Contrastingly, Sangkul Kim’s theory of collective genocidal intent introduces an alternative perspective. According to Kim, genocidal intent encompasses two layers: collective and individual genocidal intent. The collective aspect involves an objective legal criterion that can be deduced from a “manifest pattern of conduct” and the “rationale behind targeting a group.” Both of these aspects constitute objective components of genocidal intent.
This thesis contends that both components of collective genocidal intent can be substantiated in the case of the Eelam Tamils in Sri Lanka. The presence of a manifest pattern of conduct, characterized by deliberate, recurrent, and systematic assaults on the Eelam Tamil community, bolsters the inference of collective genocidal intent. Moreover, the singling out of the Eelam Tamils solely due to their group identity serves as additional evidence of genocidal intent. This evidence is rooted in the historical and political backdrop surrounding the treatment of Eelam Tamils in Sri Lanka.

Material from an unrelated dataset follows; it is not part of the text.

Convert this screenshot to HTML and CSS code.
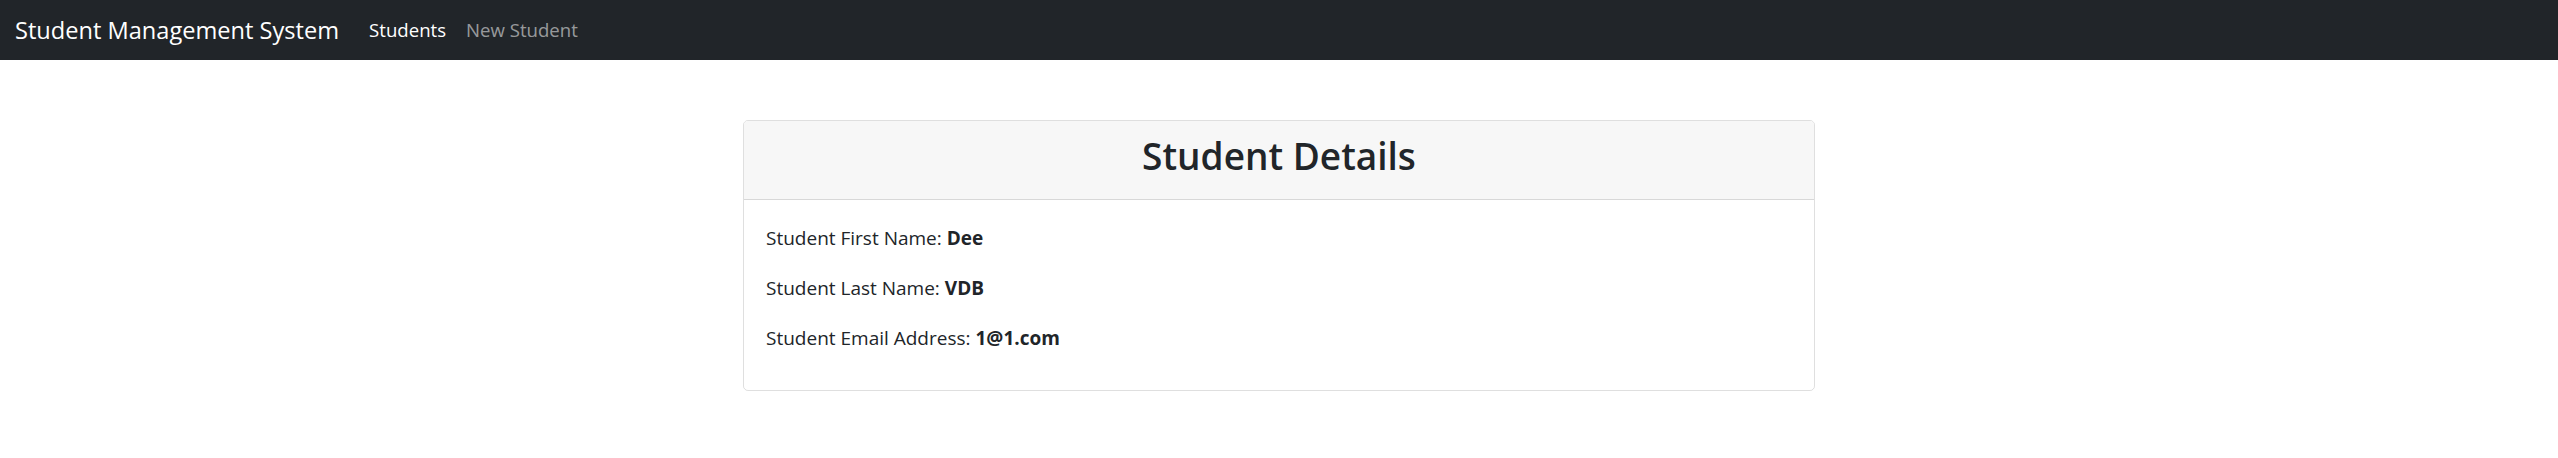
FILE: index.html
```html
<!DOCTYPE html>
<html lang="en">
<head>
<meta charset="utf-8">
<title>Student Management System</title>
<link rel="stylesheet" href="styles.css">
</head>
<body>
<nav class="navbar">
  <a class="brand" href="#">Student Management System</a>
  <ul class="nav">
    <li><a class="nav-link active" href="#">Students</a></li>
    <li><a class="nav-link" href="#">New Student</a></li>
  </ul>
</nav>
<main class="main">
  <div class="card">
    <div class="card-header">
      <h2 class="card-title">Student Details</h2>
    </div>
    <div class="card-body">
      <p class="detail">Student First Name: <b>Dee</b></p>
      <p class="detail">Student Last Name: <b>VDB</b></p>
      <p class="detail">Student Email Address: <b>1@1.com</b></p>
    </div>
  </div>
</main>
</body>
</html>
```

FILE: styles.css
```css
* { box-sizing: border-box; }
html, body { margin: 0; padding: 0; }
body {
  font-family: "Open Sans", "Noto Sans", "Liberation Sans", sans-serif;
  font-size: 20px;
  line-height: 1.5;
  color: #212529;
  background: #fff;
}
.navbar {
  display: flex;
  align-items: center;
  height: 60px;
  padding: 0 15px;
  background: #212529;
}
.brand {
  font-size: 23.6px;
  line-height: 36px;
  color: #fff;
  text-decoration: none;
  margin-right: 20px;
  white-space: nowrap;
}
.nav {
  display: flex;
  list-style: none;
  margin: 0;
  padding: 0;
}
.nav-link {
  display: block;
  padding: 0 10px;
  font-size: 18.6px;
  line-height: 30px;
  color: rgba(255, 255, 255, 0.55);
  text-decoration: none;
}
.nav-link.active { color: #fff; }
.main {
  display: flex;
  justify-content: center;
  padding-top: 60px;
}
.card {
  width: 1072px;
  border: 1px solid rgba(0, 0, 0, 0.125);
  border-radius: 5px;
  overflow: hidden;
}
.card-header {
  padding: 11px 20px 9px;
  background: #f7f7f7;
  border-bottom: 1px solid rgba(0, 0, 0, 0.125);
  text-align: center;
}
.card-title {
  margin: 0 0 10px;
  font-size: 37px;
  line-height: 48px;
  font-weight: 600;
}
.card-body { padding: 23px 20px 17px 22px; }
.detail {
  margin: 0 0 20px;
  font-size: 19px;
  line-height: 30px;
}
.detail b { font-weight: 700; }
```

By adopting Kim’s theory and applying it to the Sri Lankan context, this thesis challenges the established comprehension of genocidal intent and furnishes a compelling legal rationale for inferring genocidal intent in relation to the Eelam Tamils. The fulfilment of both objective facets of genocidal intent lends support to the claims made by the victims and contributes to a broader comprehension of addressing and acknowledging genocide in Sri Lanka.